Real world systems are never this simple. Typically, the system will be comprised of multiple components, some with redundancy, and each with different levels of component availability. Modeling these requires slightly more complicated formulas, but once you have the concepts down, then the actual calculations can be quickly performed in a spreadsheet. Before we move forward, we need some basic notations to simplify our formulas:

Basic Nomenclature
Availability Component 1 = Ac1
Availability Component 2 = Ac2
Availability Component 3 = Ac3
Availability Component n = Acn
Availability System = As

Now that that is out of the way, we are ready for our first formula. When a system is made up of n number of components that are each single points of failure then the system availability can be calculated as:

EQUATION #1: As = Ac1 * Ac2 * Ac3 * …Acn

Consider a 24×7 e-commerce site with lots of single points of failure. We might model the site as having the following eight components:

Component

Availability

Web 85%
Application 90%
Database 99.9%
DNS 98%
Firewall 85%
Switch 99%
Data Center 99.99%
ISP 95%

If any of these components fails, the website will crash. The expected availability of the site would be 85%*90%*99.9%*98%*85%*99%*99.99%*95% = 59.87%. Note that we are modeling each component as a whole, rather than looking at its parts. We could break down the web service into software (Apache), code (our web site), and hardware (motherboard, hard drives, etc.). For our purposes, complexity does not necessarily improve the model, so we will deal with the service as a whole. Also, for this discussion we will use the third definition of availability above. To our users, it does not matter if the site is down because of maintenance or a hard drive failed.

Assuming we want to keep our jobs, we need to figure out a way to increase this availability. Two obvious targets for improving the site stability would be the web service and the firewall. The question is, what effect would adding another web server have on the availability of this service. This leads us to our second equation. When a system is comprised of two redundant components, then the availability of the system can be calculated as:

EQUATION #2: As = Ac1 + ((1 – Ac1) * Ac2)

Using our example of a web server with an availability of 85%, then adding a second server would increase the availability to: 85% + (1-85%)*85% = 97.75%. The logic behind this is that when the 1st server is down (15% of the time), the second server is still up 85% of the time. This may or may not translate into actual real world availability. For instance, if the web server was down so often because we constantly need to take it offline to deploy new code, then adding a second server should translate to higher availability, because we could deploy code to one offline server, while the other server stays up. In this case, our real world availability increase might be greater than 12.75%. Conversely, if our service is down due to code bugs, then adding a second server could in some cases make the availability worse by exasperating the bug.

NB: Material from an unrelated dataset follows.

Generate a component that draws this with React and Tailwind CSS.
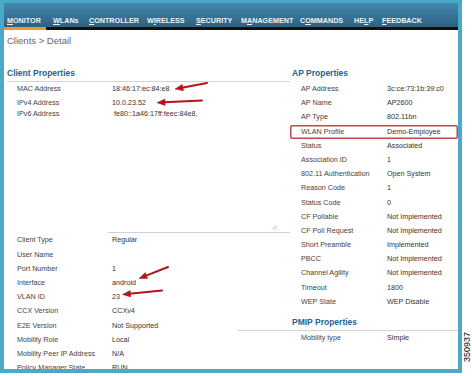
import React from "react";

const menu = [
  { pre: "", u: "M", post: "ONITOR", w: "w-[49px] pl-[3px]" },
  { pre: "", u: "W", post: "LANs", w: "w-[36px]" },
  { pre: "", u: "C", post: "ONTROLLER", w: "w-[58px]" },
  { pre: "W", u: "I", post: "RELESS", w: "w-[49px]" },
  { pre: "", u: "S", post: "ECURITY", w: "w-[45px]" },
  { pre: "M", u: "A", post: "NAGEMENT", w: "w-[59px]" },
  { pre: "C", u: "O", post: "MMANDS", w: "w-[54px]" },
  { pre: "HE", u: "L", post: "P", w: "w-[28px]" },
  { pre: "", u: "F", post: "EEDBACK", w: "w-[60px]" },
];

const apRows = [
  ["AP Address", "3c:ce:73:1b:39:c0"],
  ["AP Name", "AP2600"],
  ["AP Type", "802.11bn"],
  ["WLAN Profile", "Demo-Employee", true],
  ["Status", "Associated"],
  ["Association ID", "1"],
  ["802.11 Authentication", "Open System"],
  ["Reason Code", "1"],
  ["Status Code", "0"],
  ["CF Pollable", "Not Implemented"],
  ["CF Poll Request", "Not Implemented"],
  ["Short Preamble", "Implemented"],
  ["PBCC", "Not Implemented"],
  ["Channel Agility", "Not Implemented"],
  ["Timeout", "1800"],
  ["WEP State", "WEP Disable"],
];

const clientRows = [
  ["Client Type", "Regular"],
  ["User Name", ""],
  ["Port Number", "1"],
  ["Interface", "android"],
  ["VLAN ID", "23"],
  ["CCX Version", "CCXv4"],
  ["E2E Version", "Not Supported"],
  ["Mobility Role", "Local"],
  ["Mobility Peer IP Address", "N/A"],
  ["Policy Manager State", "RUN"],
];

const Row = ({ label, value, lw = "w-[95px]" }) => (
  <div className="flex h-[14.2px] leading-[14.2px] whitespace-nowrap">
    <span className={`${lw} shrink-0 text-[#444]`}>{label}</span>
    <span className="text-[#333]">{value}</span>
  </div>
);

const Arrow = ({ x1, y1, x2, y2 }) => {
  const dx = x2 - x1;
  const dy = y2 - y1;
  const len = Math.sqrt(dx * dx + dy * dy);
  const ux = dx / len;
  const uy = dy / len;
  const bx = x2 - ux * 8;
  const by = y2 - uy * 8;
  const nx = -uy * 3.2;
  const ny = ux * 3.2;
  return (
    <g fill="#b3151c" stroke="#b3151c">
      <line x1={x1} y1={y1} x2={bx + ux} y2={by + uy} strokeWidth="2" strokeLinecap="round" />
      <polygon
        points={`${x2},${y2} ${bx + nx},${by + ny} ${bx - nx},${by - ny}`}
        strokeWidth="0.5"
      />
    </g>
  );
};

const App = () => {
  return (
    <div
      className="relative flex w-[472px] h-[376px] bg-white overflow-hidden text-[7.2px]"
      style={{ fontFamily: '"Liberation Sans", Arial, sans-serif' }}
    >
      <div className="w-[462px] h-[373px] bg-[#4aa9c8] pl-[4px] pr-[4px] pt-[3px] pb-[4px] shrink-0">
        <div className="w-full h-full bg-white overflow-hidden">
          {/* top menu */}
          <div className="h-[24px] bg-gradient-to-b from-[#4488ad] to-[#2c6283] flex items-end pb-[2px]">
            {menu.map((m) => (
              <div
                key={m.post}
                className={`${m.w} shrink-0 text-[7.2px] leading-[8px] font-bold text-[#eef3f6] whitespace-nowrap`}
              >
                {m.pre}
                <u className="underline-offset-[1px]">{m.u}</u>
                {m.post}
              </div>
            ))}
          </div>
          <div className="flex h-[3px]">
            <div className="w-[42px] bg-[#f0962a]"></div>
            <div className="flex-1 bg-[#111]"></div>
          </div>

          <div className="pl-[3px] pt-[5px] text-[9.5px] leading-[12px] text-[#666]">
            Clients &gt; Detail
          </div>

          <div className="flex mt-[21px] pl-[3px]">
            {/* client properties */}
            <div className="w-[283px] shrink-0">
              <div className="h-[14px] border-b border-[#d4d4d4] text-[8.5px] leading-[10px] font-bold text-[#2a5f8a]">
                Client Properties
              </div>
              <div className="pl-[10px]">
                <Row label="MAC Address" value="18:46:17:ec:84:e8" />
                <Row label="IPv4 Address" value="10.0.23.52" />
                <div className="flex h-[123px]">
                  <span className="w-[91px] shrink-0 leading-[8px] text-[#444]">IPv6 Address</span>
                  <div className="relative w-[182px] shrink-0 border-b border-[#d0d0d0] pl-[6px] leading-[8px] text-[#333]">
                    fe80::1a46:17ff:feec:84e8,
                    <svg
                      className="absolute right-[13px] bottom-[2px]"
                      width="6"
                      height="6"
                      viewBox="0 0 6 6"
                    >
                      <path d="M5.5 1 L1 5.5 M5.5 3.5 L3.5 5.5" stroke="#aaa" strokeWidth="0.8" />
                    </svg>
                  </div>
                </div>
                {clientRows.map(([l, v]) => (
                  <Row key={l} label={l} value={v} />
                ))}
              </div>
            </div>

            {/* ap properties */}
            <div className="w-[168px] shrink-0">
              <div className="h-[14px] pl-[2px] text-[8.5px] leading-[10px] font-bold text-[#2a5f8a]">
                AP Properties
              </div>
              {apRows.map(([l, v, box]) => (
                <div
                  key={l}
                  className={`pl-[11px] ${box ? "rounded-[2px] shadow-[inset_0_0_0_1.5px_#c4464a]" : ""}`}
                >
                  <Row label={l} value={v} lw="w-[86px]" />
                </div>
              ))}
              <div className="-ml-[52px] pl-[54px] pt-[8px] h-[22px] border-b border-[#d4d4d4] text-[8.5px] leading-[10px] font-bold text-[#2a5f8a]">
                PMIP Properties
              </div>
              <div className="pl-[11px]">
                <Row label="Mobility type" value="Simple" lw="w-[86px]" />
              </div>
            </div>
          </div>
        </div>
      </div>

      <div className="w-[10px] flex flex-col justify-end pb-[14px]">
        <span className="[writing-mode:vertical-rl] rotate-180 text-[9px] leading-[10px] text-black">
          350937
        </span>
      </div>

      <svg className="absolute inset-0 pointer-events-none" width="472" height="376">
        <Arrow x1={207} y1={83} x2={175} y2={89} />
        <Arrow x1={202} y1={100.5} x2={157} y2={102.7} />
        <Arrow x1={168} y1={267} x2={139} y2={278.5} />
        <Arrow x1={162} y1={290.5} x2={122.5} y2={294.5} />
      </svg>
    </div>
  );
};

export default App;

The point is that in general if you’ve accurately estimated the availability of the component, then the equation will work. Note also that the equation works even if the components have unequal availability estimates. Assume that the web server has an availability problem because the hardware is undersized. Now assume the second server we purchase has twice the capacity, and we determine that by itself the availability of the new server would be 90%, then our equation changes to: 85% + (1-85%)*90% = 98.5%.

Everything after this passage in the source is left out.